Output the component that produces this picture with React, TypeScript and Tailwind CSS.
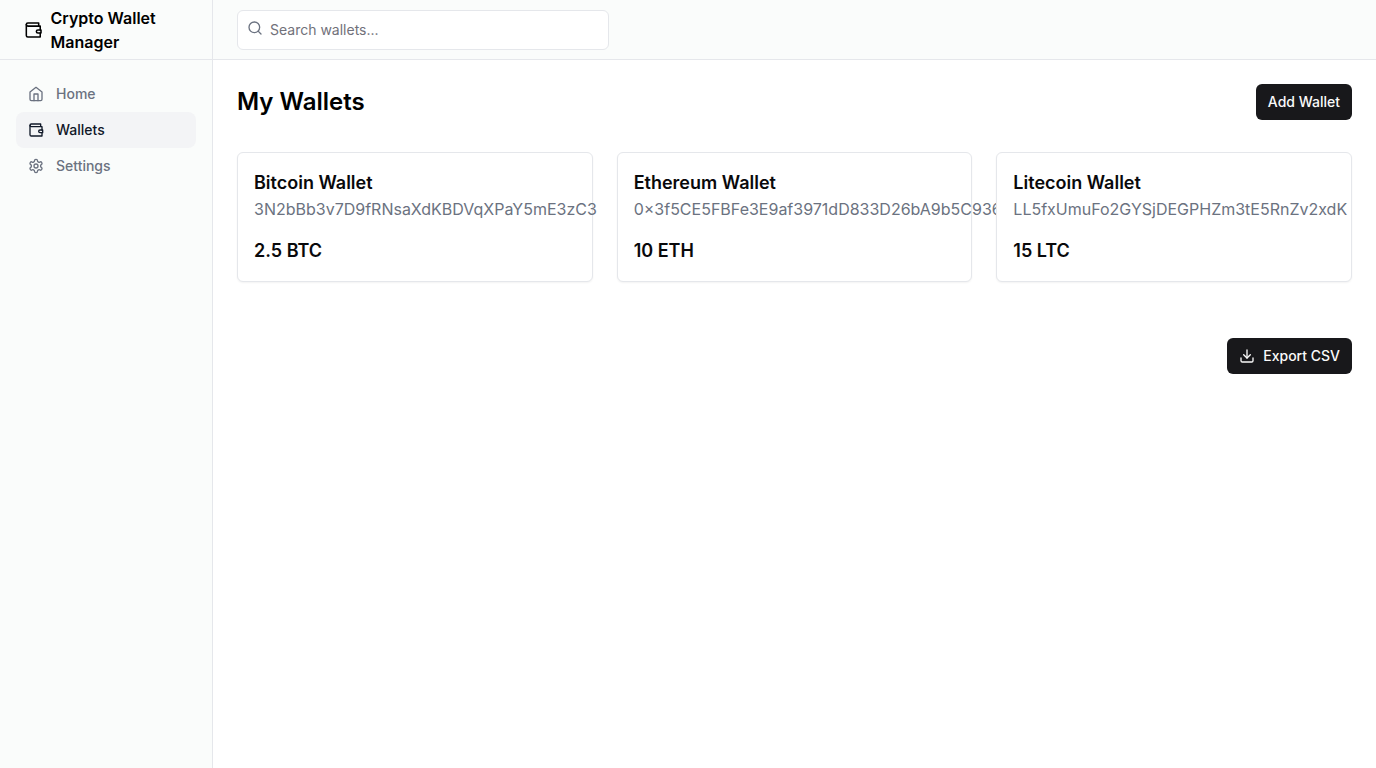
import type { ReactNode } from "react";
import { Download, Search } from "lucide-react";

type IconProps = { className?: string };

function Icon({ className, children }: IconProps & { children: ReactNode }) {
  return (
    <svg
      className={className}
      viewBox="0 0 24 24"
      fill="none"
      stroke="currentColor"
      strokeWidth="2"
      strokeLinecap="round"
      strokeLinejoin="round"
      aria-hidden="true"
    >
      {children}
    </svg>
  );
}

function WalletIcon({ className }: IconProps) {
  return (
    <Icon className={className}>
      <path d="M21 12V7H5a2 2 0 0 1 0-4h14v4" />
      <path d="M3 5v14a2 2 0 0 0 2 2h16v-5" />
      <path d="M18 12a2 2 0 0 0 0 4h4v-4Z" />
    </Icon>
  );
}

function HomeIcon({ className }: IconProps) {
  return (
    <Icon className={className}>
      <path d="m3 9 9-7 9 7v11a2 2 0 0 1-2 2H5a2 2 0 0 1-2-2z" />
      <polyline points="9 22 9 12 15 12 15 22" />
    </Icon>
  );
}

function SettingsIcon({ className }: IconProps) {
  return (
    <Icon className={className}>
      <path d="M12.22 2h-.44a2 2 0 0 0-2 2v.18a2 2 0 0 1-1 1.73l-.43.25a2 2 0 0 1-2 0l-.15-.08a2 2 0 0 0-2.73.73l-.22.38a2 2 0 0 0 .73 2.73l.15.1a2 2 0 0 1 1 1.72v.51a2 2 0 0 1-1 1.74l-.15.09a2 2 0 0 0-.73 2.73l.22.38a2 2 0 0 0 2.73.73l.15-.08a2 2 0 0 1 2 0l.43.25a2 2 0 0 1 1 1.73V20a2 2 0 0 0 2 2h.44a2 2 0 0 0 2-2v-.18a2 2 0 0 1 1-1.73l.43-.25a2 2 0 0 1 2 0l.15.08a2 2 0 0 0 2.73-.73l.22-.39a2 2 0 0 0-.73-2.73l-.15-.08a2 2 0 0 1-1-1.74v-.5a2 2 0 0 1 1-1.74l.15-.09a2 2 0 0 0 .73-2.73l-.22-.38a2 2 0 0 0-2.73-.73l-.15.08a2 2 0 0 1-2 0l-.43-.25a2 2 0 0 1-1-1.73V4a2 2 0 0 0-2-2z" />
      <circle cx="12" cy="12" r="3" />
    </Icon>
  );
}

const wallets = [
  { name: "Bitcoin Wallet", address: "3N2bBb3v7D9fRNsaXdKBDVqXPaY5mE3zC3", balance: "2.5 BTC" },
  { name: "Ethereum Wallet", address: "0×3f5CE5FBFe3E9af3971dD833D26bA9b5C936", balance: "10 ETH" },
  { name: "Litecoin Wallet", address: "LL5fxUmuFo2GYSjDEGPHZm3tE5RnZv2xdK", balance: "15 LTC" },
];

const links = [
  { label: "Home", icon: HomeIcon, active: false },
  { label: "Wallets", icon: WalletIcon, active: true },
  { label: "Settings", icon: SettingsIcon, active: false },
];

const buttonClass =
  "flex h-9 items-center rounded-md bg-zinc-900 px-3 text-sm font-medium text-zinc-50 hover:bg-zinc-800";

export default function App() {
  return (
    <div className="flex min-h-screen bg-white font-[Inter,sans-serif] text-black">
      <aside className="w-[213px] shrink-0 border-r border-gray-200 bg-[#fafcfb]">
        <div className="flex h-15 items-center border-b border-gray-200 px-6">
          <a href="#" className="flex items-center gap-2 font-semibold">
            <WalletIcon className="h-6 w-6" />
            <span>Crypto Wallet Manager</span>
          </a>
        </div>
        <nav className="px-4 py-4 text-sm font-medium">
          {links.map(({ label, icon: LinkIcon, active }) => (
            <a
              key={label}
              href="#"
              className={
                active
                  ? "flex items-center gap-3 rounded-lg bg-gray-100 px-3 py-2 text-gray-900"
                  : "flex items-center gap-3 rounded-lg px-3 py-2 text-[#6b7280]"
              }
            >
              <LinkIcon className="h-4 w-4" />
              {label}
            </a>
          ))}
        </nav>
      </aside>
      <div className="flex min-w-0 flex-1 flex-col">
        <header className="flex h-15 items-center border-b border-gray-200 bg-[#fafcfb] px-6">
          <form className="relative w-1/3">
            <Search className="absolute top-2.5 left-2.5 h-4 w-4 text-[#6b7280]" />
            <input
              type="search"
              aria-label="Search wallets"
              placeholder="Search wallets..."
              className="h-10 w-full rounded-md border border-gray-200 bg-white pr-3 pl-8 text-sm placeholder:text-[#71717a]"
            />
          </form>
        </header>
        <main className="p-6">
          <div className="flex items-center justify-between">
            <h1 className="text-2xl font-semibold">My Wallets</h1>
            <button type="button" className={buttonClass}>Add Wallet</button>
          </div>
          <div className="mt-8 grid grid-cols-3 gap-6">
            {wallets.map((wallet) => (
              <section
                key={wallet.name}
                className="relative min-w-0 rounded-md border border-gray-200 bg-white p-4 text-zinc-950 shadow-xs"
              >
                <h2 className="text-lg font-semibold">{wallet.name}</h2>
                <p className="text-[#6b7280]">{wallet.address}</p>
                <p className="mt-4 text-lg font-semibold">{wallet.balance}</p>
              </section>
            ))}
          </div>
          <div className="mt-14 flex justify-end">
            <button type="button" className={buttonClass}>
              <Download className="mr-2 h-4 w-4" />
              Export CSV
            </button>
          </div>
        </main>
      </div>
    </div>
  );
}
• • • • • • •
> **WHAT YOU SHOULD DO**
Take the listing and print it again exactly, but without any pictures.

> **THE ANSWER**
Output the component that produces this picture with React, TypeScript and Tailwind CSS.
import type { ReactNode } from "react";
import { Download, Search } from "lucide-react";

type IconProps = { className?: string };

function Icon({ className, children }: IconProps & { children: ReactNode }) {
  return (
    <svg
      className={className}
      viewBox="0 0 24 24"
      fill="none"
      stroke="currentColor"
      strokeWidth="2"
      strokeLinecap="round"
      strokeLinejoin="round"
      aria-hidden="true"
    >
      {children}
    </svg>
  );
}

function WalletIcon({ className }: IconProps) {
  return (
    <Icon className={className}>
      <path d="M21 12V7H5a2 2 0 0 1 0-4h14v4" />
      <path d="M3 5v14a2 2 0 0 0 2 2h16v-5" />
      <path d="M18 12a2 2 0 0 0 0 4h4v-4Z" />
    </Icon>
  );
}

function HomeIcon({ className }: IconProps) {
  return (
    <Icon className={className}>
      <path d="m3 9 9-7 9 7v11a2 2 0 0 1-2 2H5a2 2 0 0 1-2-2z" />
      <polyline points="9 22 9 12 15 12 15 22" />
    </Icon>
  );
}

function SettingsIcon({ className }: IconProps) {
  return (
    <Icon className={className}>
      <path d="M12.22 2h-.44a2 2 0 0 0-2 2v.18a2 2 0 0 1-1 1.73l-.43.25a2 2 0 0 1-2 0l-.15-.08a2 2 0 0 0-2.73.73l-.22.38a2 2 0 0 0 .73 2.73l.15.1a2 2 0 0 1 1 1.72v.51a2 2 0 0 1-1 1.74l-.15.09a2 2 0 0 0-.73 2.73l.22.38a2 2 0 0 0 2.73.73l.15-.08a2 2 0 0 1 2 0l.43.25a2 2 0 0 1 1 1.73V20a2 2 0 0 0 2 2h.44a2 2 0 0 0 2-2v-.18a2 2 0 0 1 1-1.73l.43-.25a2 2 0 0 1 2 0l.15.08a2 2 0 0 0 2.73-.73l.22-.39a2 2 0 0 0-.73-2.73l-.15-.08a2 2 0 0 1-1-1.74v-.5a2 2 0 0 1 1-1.74l.15-.09a2 2 0 0 0 .73-2.73l-.22-.38a2 2 0 0 0-2.73-.73l-.15.08a2 2 0 0 1-2 0l-.43-.25a2 2 0 0 1-1-1.73V4a2 2 0 0 0-2-2z" />
      <circle cx="12" cy="12" r="3" />
    </Icon>
  );
}

const wallets = [
  { name: "Bitcoin Wallet", address: "3N2bBb3v7D9fRNsaXdKBDVqXPaY5mE3zC3", balance: "2.5 BTC" },
  { name: "Ethereum Wallet", address: "0×3f5CE5FBFe3E9af3971dD833D26bA9b5C936", balance: "10 ETH" },
  { name: "Litecoin Wallet", address: "LL5fxUmuFo2GYSjDEGPHZm3tE5RnZv2xdK", balance: "15 LTC" },
];

const links = [
  { label: "Home", icon: HomeIcon, active: false },
  { label: "Wallets", icon: WalletIcon, active: true },
  { label: "Settings", icon: SettingsIcon, active: false },
];

const buttonClass =
  "flex h-9 items-center rounded-md bg-zinc-900 px-3 text-sm font-medium text-zinc-50 hover:bg-zinc-800";

export default function App() {
  return (
    <div className="flex min-h-screen bg-white font-[Inter,sans-serif] text-black">
      <aside className="w-[213px] shrink-0 border-r border-gray-200 bg-[#fafcfb]">
        <div className="flex h-15 items-center border-b border-gray-200 px-6">
          <a href="#" className="flex items-center gap-2 font-semibold">
            <WalletIcon className="h-6 w-6" />
            <span>Crypto Wallet Manager</span>
          </a>
        </div>
        <nav className="px-4 py-4 text-sm font-medium">
          {links.map(({ label, icon: LinkIcon, active }) => (
            <a
              key={label}
              href="#"
              className={
                active
                  ? "flex items-center gap-3 rounded-lg bg-gray-100 px-3 py-2 text-gray-900"
                  : "flex items-center gap-3 rounded-lg px-3 py-2 text-[#6b7280]"
              }
            >
              <LinkIcon className="h-4 w-4" />
              {label}
            </a>
          ))}
        </nav>
      </aside>
      <div className="flex min-w-0 flex-1 flex-col">
        <header className="flex h-15 items-center border-b border-gray-200 bg-[#fafcfb] px-6">
          <form className="relative w-1/3">
            <Search className="absolute top-2.5 left-2.5 h-4 w-4 text-[#6b7280]" />
            <input
              type="search"
              aria-label="Search wallets"
              placeholder="Search wallets..."
              className="h-10 w-full rounded-md border border-gray-200 bg-white pr-3 pl-8 text-sm placeholder:text-[#71717a]"
            />
          </form>
        </header>
        <main className="p-6">
          <div className="flex items-center justify-between">
            <h1 className="text-2xl font-semibold">My Wallets</h1>
            <button type="button" className={buttonClass}>Add Wallet</button>
          </div>
          <div className="mt-8 grid grid-cols-3 gap-6">
            {wallets.map((wallet) => (
              <section
                key={wallet.name}
                className="relative min-w-0 rounded-md border border-gray-200 bg-white p-4 text-zinc-950 shadow-xs"
              >
                <h2 className="text-lg font-semibold">{wallet.name}</h2>
                <p className="text-[#6b7280]">{wallet.address}</p>
                <p className="mt-4 text-lg font-semibold">{wallet.balance}</p>
              </section>
            ))}
          </div>
          <div className="mt-14 flex justify-end">
            <button type="button" className={buttonClass}>
              <Download className="mr-2 h-4 w-4" />
              Export CSV
            </button>
          </div>
        </main>
      </div>
    </div>
  );
}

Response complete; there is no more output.